Somehow it’s time for another awards eligibility post already! 2024 has been another year of health-related setbacks and challenges for me, so time has really flown by. Even so, I’ve been quite fortunate to have a number of stories, poems, and translations published this year. (This will be a living post, so I’ll update it if any of my pending pieces come out this calendar year!)
Fiction & Translations
- “The Meter’s Jammed, So I Left You Some Quarters” (ORIGINAL STORY – 2,429 words; March 2024)
Published in Scrawl Place, the protagonist of this surreal mystery is a meter maid in Cape May, New Jersey. To create this story, I blended historical research and personal anecdotes with the Cape May’s centuries-long tradition of ghost stories. (They say to write what you know, and Cape May is a town I know like the back of my hand — my family is inextricably tied to it.) BONUS: The cover photo that goes along with this story on Scrawl Place‘s website is one I took! - “SEVEN” by Gisela Lupiañez (ORIGINAL TRANSLATION – 1,387 words; May 2024)
Published in Dark Dead Things #3, “SEVEN” answers the question of, what if Snow White didn’t wake up when the prince kissed her, so the seven dwarves held him hostage? I first discovered Gisela’s work because someone in Pórtico, Spain’s SFWA equivalent, recommended her anthology Estamos llegando: Relatos para viajeros insomnes (2020). When I read “SEVEN”, I immediately wanted to translate it because I knew English-speaking fans of horror-fantasy crossovers and fairy tale retellings would enjoy it. - “An Interview with the Heroine of the Marianas” by David Mancera (ORIGINAL TRANSLATION – 4,479 words; June 2024)
Published in Cosmorama, this story blends science fiction and fantasy. The narrative focuses on a reporter who visits a space station—which her her father designed—in order to interview the woman who discovered the Celestial Dragon hiding at the bottom of the Mariana Trench. In the story, David addresses themes of classism, tribalism, and free will. The original Spanish-language version of this story appeared in the anthology Misterios entre las olas (2022). This is my second published translation for David. - “The Train” by Isis Aquino (ORIGINAL TRANSLATION – 647 words; July 2024)
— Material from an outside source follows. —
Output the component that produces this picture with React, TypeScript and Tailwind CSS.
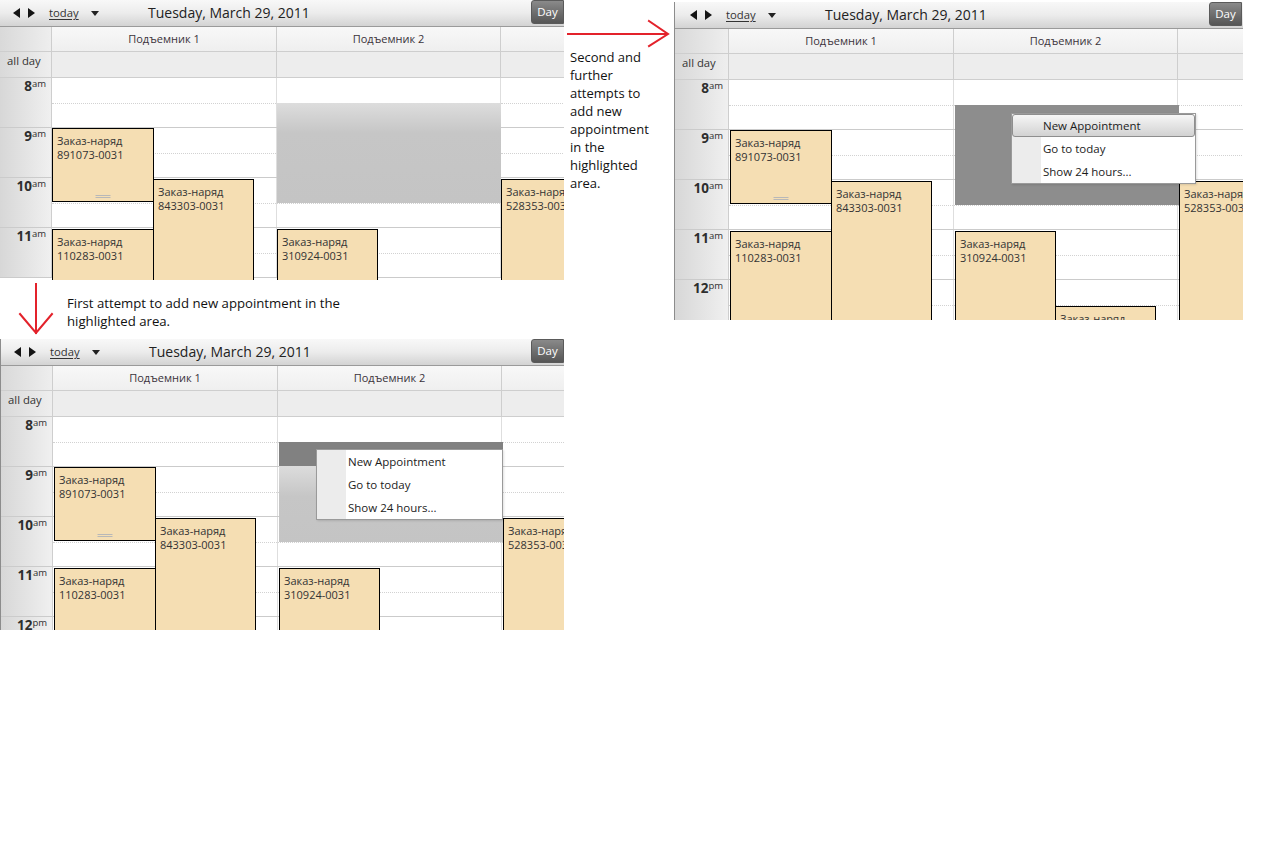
import React from "react";

type Variant = "a" | "b" | "c";

type Ev = { x: number; y: number; w: number; h: number; code?: string; grip?: boolean };

// Appointment boxes, in the coordinates of the plain (unframed) calendar.
const EVENTS: Ev[] = [
  { x: 52, y: 128, w: 102, h: 74, code: "891073-0031", grip: true },
  { x: 153, y: 179, w: 101, h: 200, code: "843303-0031" },
  { x: 52, y: 229, w: 102, h: 200, code: "110283-0031" },
  { x: 277, y: 229, w: 101, h: 200, code: "310924-0031" },
  { x: 501, y: 179, w: 101, h: 200, code: "528353-0031" },
];

const EXTRA_B: Ev[] = [{ x: 377, y: 304, w: 101, h: 200 }];

const HOURS: [string, string][] = [
  ["8", "am"],
  ["9", "am"],
  ["10", "am"],
  ["11", "am"],
  ["12", "pm"],
];

const CFG: Record<
  Variant,
  { box: string; gutter: string; shift: number; bar: string; day: string; rows: number }
> = {
  a: {
    box: "relative h-[280px] w-[564px] overflow-hidden bg-white",
    gutter: "w-[52px]",
    shift: 0,
    bar: "pl-[13px]",
    day: "mr-0",
    rows: 4,
  },
  b: {
    box: "relative h-[318px] w-[569px] overflow-hidden border-l border-[#8c8c8c] bg-white",
    gutter: "w-[54px]",
    shift: 3,
    bar: "pl-[15px]",
    day: "mr-[1px]",
    rows: 5,
  },
  c: {
    box: "relative h-[291px] w-[564px] overflow-hidden border-l border-[#8c8c8c] bg-white",
    gutter: "w-[52px]",
    shift: 1,
    bar: "pl-[13px]",
    day: "mr-0",
    rows: 5,
  },
};

function Toolbar({ v }: { v: Variant }) {
  const c = CFG[v];
  return (
    <div
      className={`flex h-[27px] items-center whitespace-nowrap border-b border-[#9a9a9a] bg-gradient-to-b from-[#f8f8f8] via-[#ececec] to-[#d3d3d3] ${c.bar}`}
    >
      <div className="flex shrink-0 items-center gap-[8px]">
        <svg width="7" height="10" viewBox="0 0 7 10">
          <path d="M7 0 L0 5 L7 10 Z" fill="#141414" />
        </svg>
        <svg width="7" height="10" viewBox="0 0 7 10">
          <path d="M0 0 L7 5 L0 10 Z" fill="#141414" />
        </svg>
      </div>
      <span className="ml-[14px] w-[31px] shrink-0 text-[11.3px] leading-[14px] text-[#333] underline underline-offset-2">
        today
      </span>
      <svg className="ml-[11px] shrink-0" width="8" height="5" viewBox="0 0 8 5">
        <path d="M0 0 H8 L4 5 Z" fill="#222" />
      </svg>
      <span className="ml-[49px] shrink-0 text-[14px] leading-[18px] text-[#222]">
        Tuesday, March 29, 2011
      </span>
      <div
        className={`ml-auto flex h-[24px] w-[33px] shrink-0 items-center justify-center self-start rounded-l-[3px] border border-[#5a5a5a] bg-gradient-to-b from-[#8a8a8a] to-[#565656] text-[11.5px] text-white ${c.day}`}
      >
        Day
      </div>
    </div>
  );
}

function ContextMenu({
  x,
  y,
  w,
  active,
}: {
  x: number;
  y: number;
  w: number;
  active: boolean;
}) {
  const items = ["New Appointment", "Go to today", "Show 24 hours..."];
  return (
    <div
      className="absolute whitespace-nowrap border border-[#9a9a9a] bg-[linear-gradient(to_right,#ececec_29px,#ffffff_29px)] text-[11.5px] text-[#1c1c1c] shadow-[1px_1px_2px_rgba(0,0,0,0.12)]"
      style={{ left: x, top: y, width: w }}
    >
      {items.map((t, i) =>
        i === 0 && active ? (
          <div
            key={t}
            className="flex h-[23px] items-center rounded-[3px] border border-[#8e8e8e] bg-gradient-to-b from-[#f6f6f6] to-[#d2d2d2] pl-[30px]"
          >
            {t}
          </div>
        ) : (
          <div key={t} className="flex h-[23px] items-center pl-[31px]">
            {t}
          </div>
        )
      )}
    </div>
  );
}

function Calendar({ v }: { v: Variant }) {
  const c = CFG[v];
  const s = c.shift;
  const events = v === "b" ? [...EVENTS, ...EXTRA_B] : EVENTS;
  return (
    <div className={c.box}>
      <Toolbar v={v} />

      {/* resource header */}
      <div className="flex h-[25px] whitespace-nowrap border-b border-[#cecece] bg-gradient-to-b from-[#f8f8f8] to-[#efefef] text-[11px] text-[#3b333b]">
        <div
          className={`${c.gutter} shrink-0 border-r border-[#cecece] bg-gradient-to-r from-[#d9d9d9] to-[#eeeeee]`}
        />
        <div className="flex w-[225px] shrink-0 items-center justify-center border-r border-[#cecece]">
          Подъемник 1
        </div>
        <div className="flex w-[224px] shrink-0 items-center justify-center border-r border-[#cecece]">
          Подъемник 2
        </div>
        <div className="w-[224px] shrink-0" />
      </div>

      {/* all-day row */}
      <div className="flex h-[26px] whitespace-nowrap border-b border-[#cecece] bg-[#ededed] text-[11.3px] text-[#333]">
        <div
          className={`${c.gutter} shrink-0 border-r border-[#cecece] bg-gradient-to-r from-[#d9d9d9] to-[#eeeeee] pl-[7px] pt-[1px] leading-[16px]`}
        >
          all day
        </div>
        <div className="w-[225px] shrink-0 border-r border-[#cecece]" />
        <div className="w-[224px] shrink-0 border-r border-[#cecece]" />
        <div className="w-[224px] shrink-0" />
      </div>

      {/* hour rows */}
      {HOURS.slice(0, c.rows).map(([h, sfx]) => (
        <div key={h} className="flex h-[50px] border-b border-[#cbcbcb]">
          <div
            className={`${c.gutter} flex shrink-0 items-start justify-end whitespace-nowrap border-r border-[#cecece] bg-gradient-to-r from-[#d7d7d7] to-[#f0f0f0] pr-[5px] pt-[1px] text-[#2e2e2e]`}
          >
            <span className="text-[13.5px] font-bold leading-[15px]">{h}</span>
            <span className="text-[9.5px] leading-[10px]">{sfx}</span>
          </div>
          <div className="w-[225px] shrink-0 border-r border-[#dedede]">
            <div className="h-[26px] border-b border-dotted border-[#d2d2d2]" />
          </div>
          <div className="w-[224px] shrink-0 border-r border-[#dedede]">
            <div className="h-[26px] border-b border-dotted border-[#d2d2d2]" />
          </div>
          <div className="w-[224px] shrink-0">
            <div className="h-[26px] border-b border-dotted border-[#d2d2d2]" />
          </div>
        </div>
      ))}

      {/* selected time range */}
      {v === "a" && (
        <div className="absolute left-[277px] top-[103px] h-[100px] w-[224px] bg-gradient-to-b from-[#dddddd] via-[#c6c6c6] via-30% to-[#c4c4c4]" />
      )}
      {v === "b" && (
        <div className="absolute left-[280px] top-[103px] h-[100px] w-[224px] bg-[#8d8d8d]" />
      )}
      {v === "c" && (
        <div className="absolute left-[278px] top-[103px] flex h-[100px] w-[224px] flex-col">
          <div className="h-[24px] bg-[#818181]" />
          <div className="flex-1 bg-gradient-to-b from-[#dcdcdc] via-[#c6c6c6] via-40% to-[#c4c4c4]" />
        </div>
      )}

      {/* appointments */}
      {events.map((e, i) => (
        <div
          key={i}
          className="absolute whitespace-nowrap border border-black bg-[#f5deb3] pl-[4px] pt-[5px] text-[11px] leading-[14px] text-[#333]"
          style={{ left: e.x + s, top: e.y, width: e.w, height: e.h }}
        >
          <div>Заказ-наряд</div>
          {e.code && <div>{e.code}</div>}
          {e.grip && (
            <div className="absolute bottom-[3px] left-1/2 h-[3px] w-[15px] -translate-x-1/2 border-y border-[#b8b8b8]" />
          )}
        </div>
      ))}

      {v === "b" && <ContextMenu x={336} y={111} w={185} active />}
      {v === "c" && <ContextMenu x={315} y={110} w={187} active={false} />}
    </div>
  );
}

export default function App() {
  return (
    <div className="h-[844px] w-[1265px] overflow-hidden bg-white font-['Open_Sans','Noto_Sans',sans-serif]">
      <div className="flex items-start">
        <div className="flex w-[564px] shrink-0 flex-col">
          <Calendar v="a" />
          <div className="flex h-[59px]">
            <svg className="shrink-0" width="60" height="59" viewBox="0 0 60 59">
              <g stroke="#e3222b" strokeWidth="2" fill="none" strokeLinecap="square">
                <path d="M36 4 V53" />
                <path d="M20 34 L36 53 L52 34" />
              </g>
            </svg>
            <div className="ml-[7px] whitespace-nowrap pt-[14px] text-[13.2px] leading-[18px] text-[#111]">
              First attempt to add new appointment in the
              <br />
              highlighted area.
            </div>
          </div>
          <Calendar v="c" />
        </div>

        <div className="w-[110px] shrink-0">
          <svg width="110" height="48" viewBox="0 0 110 48">
            <g stroke="#e3222b" strokeWidth="2" fill="none" strokeLinecap="square">
              <path d="M4 34 H103" />
              <path d="M85 21 L104 34 L85 46" />
            </g>
          </svg>
          <div className="whitespace-nowrap pl-[6px] text-[13px] leading-[18px] text-[#111]">
            Second and
            <br />
            further
            <br />
            attempts to
            <br />
            add new
            <br />
            appointment
            <br />
            in the
            <br />
            highlighted
            <br />
            area.
          </div>
        </div>

        <div className="shrink-0 pt-[2px]">
          <Calendar v="b" />
        </div>
      </div>
    </div>
  );
}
Published in the anthology Extrasensory Overload: An Anthology of Speculative Excess from Angry Gable Press, Isis’s story “The Train” is a surreal tale about folk tales and paranormal phenomena surrounding a train one wintry night. The original Spanish-language version of this story appeared in a collection of Isis’s speculative short fiction: Relatos de la Tierra y sus Colonias (2020). This is my second published translation for Isis. BONUS: I did a short interview about sensory overload & translating Isis’s story! You can read it here –> https://angrygablepress.com/2024/10/18/monica-louzon-translator/ - “The Word Thief” by Silvina Palmiero (ORIGINAL TRANSLATION – 1,936 words; December 2024)
Published in the anthology OTHER: the 2024 speculative fiction story anthology from Bannister Press, Silvina’s cozy fantasy story explores what happens to those words that go missing from the tip of your tongue. It’s a semi-surreal tale set in Buenos Aires, Argentina. The original Spanish-language version of this story appeared in Revista Mordedor #4 (2022), and I fell in love with it immediately.
Poetry
- “[used]” in Dreams and Nightmares #128, p. 14 (4 lines; 10 words – September 2024)
A surreal little erasure poem about a sign that finally has the chance to do something more. - “[about the data lake]” in Star*Line #47.3, p. 43 (4 lines; 16 words – Summer 2024)
An erasure poem about big data and overwork. - “Haiku #1 / [the county came by]” in Pen In Hand, p. 60 (3 lines; 11 words – January 2024)
A haiku inspired by graffiti under local highway bridges.